Takahata’s first directorial effort with Studio Ghibli is a big one. Although based on Akiyuki Nosaka’s 1967 short story of the same name, Grave of the Fireflies is undeniably a Takahata film. It imbued his own trauma from surviving U.S. bombings on his hometown into the film, in which two siblings try to survive the last few months of World War II.

In a 2015 interview with The Japan Times, Takahata said Grave of the Fireflies isn’t an anti-war film, because it cannot stop a war. “[N]obody knows how horrifying a war is going to be at the beginning of hostilities,” he said. “Grave of the Fireflies isn’t an anti-war film simply because it cannot prevent another war from happening.”

'The Great Adventures of Horus, Prince of the Sun' (1968)


The Great Adventures of Horus, Prince of the Sun (1968)

A perfect example of a classic produced under the noses of a powerful studio that had no idea what it actually had. Takahata’s first directorial effort at Toei, about a boy who pulls a splinter out of a giant’s shoulder only for the splinter to be a powerful sword, was regarded as a classic even by critics in 1968. But Toei, lacking confidence in Takahata during production, gave the movie a tiny 10-day release window, setting it up to fail. In hindsight, the animation world would benefit greatly, as Takahata would be motivated to form his own studio, which would become Studio Ghibli.

Based on an epic oral story from the indigenous Ainu people of Hokkaido, the film also lifted from Scandinavian folklore, which led to the film’s title renamed The Little Norse Prince in the U.K.

'Pom Poko' (1994)

Studio Ghibli

Pom Poko (1994)

As if predicting how much the internet would love cute AF raccoons decades before they actually would, Takahata’s whimsical feature Pom Poko anthropomorphizes Japanese raccoon dogs — who, magically, can shapeshift into humans — as a sociable society whose way of life is threatened by suburban developments in the post-war economic boom. If for no other reason, watch Pom Poko to hear J.K. Simmons act as a bumbling (and adorable) raccoon in the film’s English dub.

'The Tale of Princess Kaguya' (2013)

Studio Ghibli

The Tale of Princess Kaguya (2013)

Takahata’s final film was also one of his most expensive to make, at a reported budget of $49.3 million. A modern classic, the beautifully-animated The Tale of Princess Kaguya is set in medieval Japan, in which two farmers find a girl growing inside a bamboo shoot. Taking her in and naming her “Princess,” they discover she can grow rapidly, and her status elevates her to nobility — much to her dismay.

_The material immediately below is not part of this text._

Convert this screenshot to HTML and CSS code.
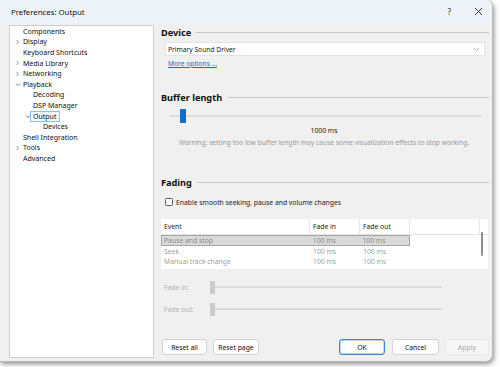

With a distinct animation style reminiscent of Japanese oil paintings, Princess Kaguya looks mightily un-anime, and it’s a sight to behold.

'Only Yesterday' (1991)

Studio Ghibli

Only Yesterday (1991/2016)

Eschewing cute talking animals, fairy tales, and grandeur indicative of most prestige animation from Studio Ghibli, Only Yesterday is a quiet adult drama about the pains of growing up. Set in contemporary Japan, 1982, a 27-year-old woman named Taeko recalls memories of 1966, when she was in the fifth grade trying to navigate school, adolescence, and crushes on boys.

For many years, Only Yesterday was recognized as one of the few Studio Ghibli movies to not receive an English dub with a North American release. For its 25th anniversary in 2016, Only Yesterday finally received an English dub, with Star Wars actress Daisy Ridley voicing Taeko.